Choice of step-sizes, averaging, levels: Standard results require careful balancing; adaptive, parameter-free, or online-tuned schemes remain a subject of active research.
Federation and heterogeneity: In federated MLSA, convergence sensitivity to client heterogeneity $\tau$ is an intrinsic feature; communication-efficient schemes integrate variance reduction, momentum, and explicit adaptation to inhomogeneity (Tarzanagh et al., 2023).
Memory and computation trade-offs: Research into asynchronous, semi-online, and state-compressed multi-level SA enables linear-in-stage memory even for exponentially expanding scenario trees (Zhang et al., 18 Jun 2025).

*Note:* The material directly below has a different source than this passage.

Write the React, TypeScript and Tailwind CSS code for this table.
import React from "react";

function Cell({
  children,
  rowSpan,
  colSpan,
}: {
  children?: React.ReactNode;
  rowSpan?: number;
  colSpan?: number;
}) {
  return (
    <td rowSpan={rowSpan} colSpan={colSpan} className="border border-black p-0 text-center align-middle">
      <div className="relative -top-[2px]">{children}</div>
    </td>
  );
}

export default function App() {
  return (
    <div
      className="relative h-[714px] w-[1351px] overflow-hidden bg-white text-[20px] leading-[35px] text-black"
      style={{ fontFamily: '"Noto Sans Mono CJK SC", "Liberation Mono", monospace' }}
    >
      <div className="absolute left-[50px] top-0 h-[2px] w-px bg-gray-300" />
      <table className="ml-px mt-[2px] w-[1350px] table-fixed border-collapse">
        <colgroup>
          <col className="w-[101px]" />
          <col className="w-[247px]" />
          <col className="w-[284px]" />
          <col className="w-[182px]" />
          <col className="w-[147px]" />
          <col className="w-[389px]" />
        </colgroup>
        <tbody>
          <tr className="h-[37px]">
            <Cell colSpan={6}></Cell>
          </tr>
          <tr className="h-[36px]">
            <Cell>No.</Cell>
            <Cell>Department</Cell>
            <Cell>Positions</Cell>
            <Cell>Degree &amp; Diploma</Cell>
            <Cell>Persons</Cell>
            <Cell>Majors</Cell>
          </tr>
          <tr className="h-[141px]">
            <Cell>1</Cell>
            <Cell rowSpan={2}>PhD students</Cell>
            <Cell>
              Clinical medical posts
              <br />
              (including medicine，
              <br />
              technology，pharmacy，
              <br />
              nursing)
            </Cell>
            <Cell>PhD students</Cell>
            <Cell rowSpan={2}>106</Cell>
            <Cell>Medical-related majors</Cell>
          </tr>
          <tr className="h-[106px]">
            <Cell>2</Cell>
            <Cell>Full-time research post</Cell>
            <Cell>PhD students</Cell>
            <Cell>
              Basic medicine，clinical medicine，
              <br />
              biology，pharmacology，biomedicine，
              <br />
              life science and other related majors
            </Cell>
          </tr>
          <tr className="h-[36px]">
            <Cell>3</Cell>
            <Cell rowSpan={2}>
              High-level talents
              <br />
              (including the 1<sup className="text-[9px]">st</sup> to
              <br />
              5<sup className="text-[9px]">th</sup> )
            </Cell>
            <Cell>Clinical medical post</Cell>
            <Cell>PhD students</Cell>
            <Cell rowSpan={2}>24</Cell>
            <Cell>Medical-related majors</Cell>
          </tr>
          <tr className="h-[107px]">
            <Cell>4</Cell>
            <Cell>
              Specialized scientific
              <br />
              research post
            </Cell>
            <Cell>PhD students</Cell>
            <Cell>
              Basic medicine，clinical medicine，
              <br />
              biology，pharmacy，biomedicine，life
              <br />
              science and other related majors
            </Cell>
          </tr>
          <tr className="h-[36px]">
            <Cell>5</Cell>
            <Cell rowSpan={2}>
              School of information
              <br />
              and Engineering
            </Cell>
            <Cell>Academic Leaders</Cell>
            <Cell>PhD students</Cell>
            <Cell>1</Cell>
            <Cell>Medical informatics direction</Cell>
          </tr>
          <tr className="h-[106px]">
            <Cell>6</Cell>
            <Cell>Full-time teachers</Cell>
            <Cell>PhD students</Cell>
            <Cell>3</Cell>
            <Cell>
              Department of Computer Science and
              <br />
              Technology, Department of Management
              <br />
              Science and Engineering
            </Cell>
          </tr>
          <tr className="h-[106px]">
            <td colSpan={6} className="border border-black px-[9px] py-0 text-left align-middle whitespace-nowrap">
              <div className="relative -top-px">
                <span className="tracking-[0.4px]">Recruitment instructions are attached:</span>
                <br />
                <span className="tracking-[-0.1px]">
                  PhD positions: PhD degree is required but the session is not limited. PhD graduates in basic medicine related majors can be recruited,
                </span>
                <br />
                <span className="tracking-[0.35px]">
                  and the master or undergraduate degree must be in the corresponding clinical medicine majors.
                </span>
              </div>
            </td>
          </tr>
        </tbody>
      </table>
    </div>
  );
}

7. Representative Results: Cost–Error Complexity Table

Setting	Cost for RMSE $\epsilon$	Constraints/Assumptions
Standard SA (single-level)	$O(\epsilon^{-3})$	Euler SDE, weak error $\alpha=1$
Multi-step RR–SA (R steps)	$O(\epsilon^{-2-1/(\alpha R)})$	Arbitrary $\alpha>0$
Multilevel SA (MLSA), regular bias/variance	$O(\epsilon^{-2})$	$\beta>\frac12$ , as in Giles MLMC (Dereich et al., 2015)
Adaptive MLSA, discontinuous (VaR)	$O(\epsilon^{-2}\|\ln\epsilon\|^{5/2})$	Non-smooth loss, adaptive refinement
Multi-stage DSA (convex, T=3)	$O(\epsilon^{-4})$	3 stages, convex objectives (Lan et al., 2017)
Multi-stage DSA (strongly convex)	$O(\epsilon^{-2})$	3 stages, strongly convex (Lan et al., 2017)

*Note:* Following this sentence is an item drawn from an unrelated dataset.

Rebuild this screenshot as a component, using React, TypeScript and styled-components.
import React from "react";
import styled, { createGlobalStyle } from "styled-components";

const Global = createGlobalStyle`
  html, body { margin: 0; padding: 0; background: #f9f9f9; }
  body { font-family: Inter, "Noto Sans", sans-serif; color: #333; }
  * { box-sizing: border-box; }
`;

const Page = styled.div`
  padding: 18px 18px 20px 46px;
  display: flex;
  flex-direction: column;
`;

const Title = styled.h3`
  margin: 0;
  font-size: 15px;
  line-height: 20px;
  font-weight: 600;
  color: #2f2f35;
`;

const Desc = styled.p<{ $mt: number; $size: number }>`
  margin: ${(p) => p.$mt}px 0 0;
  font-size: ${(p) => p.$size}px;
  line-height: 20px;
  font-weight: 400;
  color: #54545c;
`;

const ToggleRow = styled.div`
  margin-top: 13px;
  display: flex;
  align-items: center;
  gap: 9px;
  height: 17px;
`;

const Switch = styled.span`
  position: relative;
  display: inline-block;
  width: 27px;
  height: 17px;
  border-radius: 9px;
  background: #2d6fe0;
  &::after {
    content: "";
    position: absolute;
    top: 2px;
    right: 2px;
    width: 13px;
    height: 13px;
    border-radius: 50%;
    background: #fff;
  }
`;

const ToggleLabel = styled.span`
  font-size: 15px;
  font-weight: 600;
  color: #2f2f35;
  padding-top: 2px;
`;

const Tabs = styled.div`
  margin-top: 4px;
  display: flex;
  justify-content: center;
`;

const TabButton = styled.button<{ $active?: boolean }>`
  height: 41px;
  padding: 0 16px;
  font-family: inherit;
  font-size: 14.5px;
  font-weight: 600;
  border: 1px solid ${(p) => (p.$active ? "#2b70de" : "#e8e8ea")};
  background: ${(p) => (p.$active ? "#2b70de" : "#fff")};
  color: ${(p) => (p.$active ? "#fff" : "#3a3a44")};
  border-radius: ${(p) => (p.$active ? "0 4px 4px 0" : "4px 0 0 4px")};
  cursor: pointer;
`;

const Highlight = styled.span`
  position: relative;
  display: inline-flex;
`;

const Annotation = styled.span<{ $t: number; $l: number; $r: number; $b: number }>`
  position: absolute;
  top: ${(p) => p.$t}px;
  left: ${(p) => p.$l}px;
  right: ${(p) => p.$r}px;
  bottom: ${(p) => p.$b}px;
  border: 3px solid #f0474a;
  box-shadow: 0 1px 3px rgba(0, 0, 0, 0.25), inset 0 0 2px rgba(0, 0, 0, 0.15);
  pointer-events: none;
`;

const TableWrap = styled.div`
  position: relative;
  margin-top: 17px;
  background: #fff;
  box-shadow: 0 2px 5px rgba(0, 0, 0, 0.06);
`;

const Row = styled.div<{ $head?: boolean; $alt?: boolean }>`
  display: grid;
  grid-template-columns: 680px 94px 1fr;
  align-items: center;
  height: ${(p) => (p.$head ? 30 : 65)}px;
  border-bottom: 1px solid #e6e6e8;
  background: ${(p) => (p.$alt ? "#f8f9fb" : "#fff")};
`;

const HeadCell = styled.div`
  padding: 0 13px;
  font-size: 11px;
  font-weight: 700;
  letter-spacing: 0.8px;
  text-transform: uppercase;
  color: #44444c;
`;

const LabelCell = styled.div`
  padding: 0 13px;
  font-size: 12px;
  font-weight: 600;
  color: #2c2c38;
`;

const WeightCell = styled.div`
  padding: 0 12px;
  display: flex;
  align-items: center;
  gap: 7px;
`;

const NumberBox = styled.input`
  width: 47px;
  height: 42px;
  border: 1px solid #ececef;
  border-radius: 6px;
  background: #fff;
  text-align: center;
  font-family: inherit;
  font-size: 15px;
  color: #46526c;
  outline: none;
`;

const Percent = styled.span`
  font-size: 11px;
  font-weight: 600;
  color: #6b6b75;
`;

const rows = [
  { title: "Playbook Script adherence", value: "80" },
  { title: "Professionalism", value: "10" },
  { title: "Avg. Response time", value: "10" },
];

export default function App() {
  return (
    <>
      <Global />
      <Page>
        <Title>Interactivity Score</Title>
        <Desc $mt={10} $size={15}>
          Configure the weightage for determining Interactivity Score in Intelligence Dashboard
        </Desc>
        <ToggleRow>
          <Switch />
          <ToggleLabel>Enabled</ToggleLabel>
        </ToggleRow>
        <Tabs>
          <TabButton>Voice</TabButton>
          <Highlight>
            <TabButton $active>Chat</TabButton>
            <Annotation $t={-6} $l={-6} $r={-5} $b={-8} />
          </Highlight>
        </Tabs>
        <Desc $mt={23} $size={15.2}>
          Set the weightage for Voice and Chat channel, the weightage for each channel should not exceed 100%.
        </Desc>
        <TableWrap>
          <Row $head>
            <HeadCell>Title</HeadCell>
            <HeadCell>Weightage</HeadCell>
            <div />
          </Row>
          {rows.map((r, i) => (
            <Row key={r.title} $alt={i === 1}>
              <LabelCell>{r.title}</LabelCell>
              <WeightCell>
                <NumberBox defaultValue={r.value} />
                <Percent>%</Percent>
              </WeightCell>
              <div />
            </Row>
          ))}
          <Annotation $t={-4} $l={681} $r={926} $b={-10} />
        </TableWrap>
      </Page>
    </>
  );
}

Tuning, averaging, and block-style level scheduling can further reduce practical runtime while maintaining theoretical scaling.

The theory and practice of multi-level stochastic approximation unify ideas from stochastic root-finding, MLMC, and variance-reduced stochastic optimization, leading to robust, scalable, and computationally efficient schemes for a broad range of problems in statistics, machine learning, numerical PDEs, and stochastic control (Frikha, 2013, Dereich et al., 2015, Dereich, 2019, Tarzanagh et al., 2023, Zhang et al., 2019, Crépey et al., 2024, Baumgarten et al., 3 Jun 2025, Gerstner et al., 2021, Lan et al., 2017, Zhang et al., 18 Jun 2025).